Cuestión aparte sería el desconfinamiento propiamente dicho, cuyos plazos son demasiado largos y sus criterios muy estrictos y arbitrarios. Un plan que el Gobierno no se ha dignado, no ya a consensuar, sino siquiera a informar a los tres partidos de la oposición, que obtuvieron más de 10 millones de votos en noviembre y que cuentan con 151 escaños en el Congreso, sólo 4 menos que el bipartito gobernante. Sánchez y su socio, en definitiva, han convertido la crisis sanitaria en un implacable rodillo parlamentario.

El empleo de la provincia como unidad territorial básica para el desconfinamiento progresivo es otro patinazo. Las provincias en España son cualquier cosa menos uniformes

Sucede, además, que no todas las partes de España están afectadas del mismo modo.
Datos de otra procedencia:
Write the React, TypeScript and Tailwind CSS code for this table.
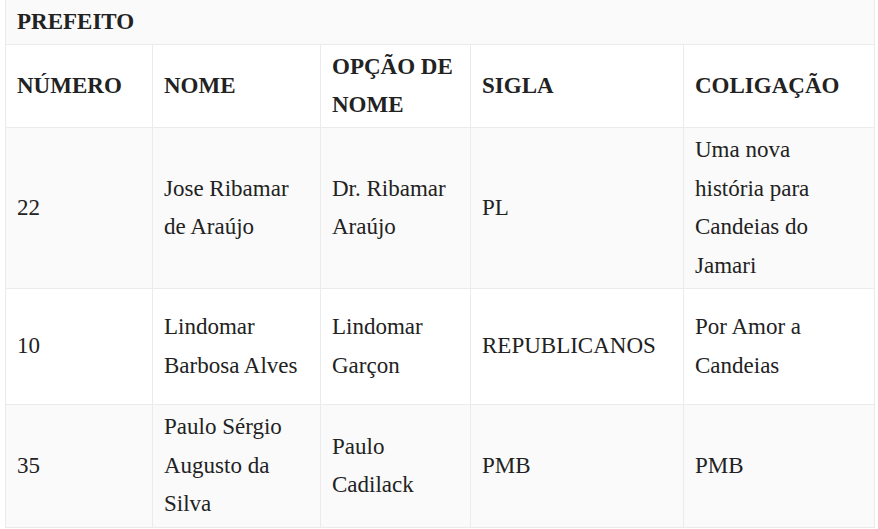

Las zonas rurales podrían desconfinarse a mucha más velocidad que las ciudades y, entre estas últimas, la epidemia no ha impactado del mismo modo en Madrid que en Santander o en Oviedo. El empleo de la provincia como unidad territorial básica para el desconfinamiento progresivo es otro patinazo. Las provincias en España son cualquier cosa menos uniformes. La más extensa, Badajoz, es diez veces y media más grande que Guipúzcoa, la más pequeña del país. La más poblada, Madrid, tiene 65 veces más población que la menos poblada, Soria. A esto habría que sumar las particularidades propias de cada una de las doce islas habitadas de los archipiélagos balear y canario, y de las dos ciudades autónomas del norte de África. Ahí van dos datos muy ilustrativos. Tenerife o Mallorca superan los 800.000 habitantes mientras que la Graciosa tiene sólo 720. Las ciudades de Ceuta y Melilla tienen mucha más población en 30 kilómetros cuadrados que toda la provincia de Teruel en casi 15.000 kilómetros cuadrados.

Sin rendir cuentas

Si bien para contener el desbordamiento de los primeros días podía estar justificado el mando único, no lo está en absoluto para el desconfinamiento, más aún cuando queda al albur del Gobierno cambiar los criterios o los plazos cuando lo crea oportuno en función de sus necesidades políticas. La prolongación del estado de alarma se lo permite, no tiene que rendir cuentas a nadie y puede modular las medidas a su antojo o al de sus socios de investidura, a los que necesita para seguir en la Moncloa. Todo está supeditado a eso, tiene que dejar el asunto bien atado antes de que se presente, como decía José Alejandro Vara en estas mismas páginas el pasado miércoles, el general invierno con una depresión económica, un 25% de desempleo y la consiguiente inestabilidad social.

Para entonces es posible que la covid-19 se haya esfumado para no volver o que tengamos otro brote que colapse nuevamente las urgencias hospitalarias. Eso, evidentemente, aún no lo sabemos, lo que si tenemos claro ya es que el Gobierno ejerce de oposición y se ha abonado al cuanto peor, mejor.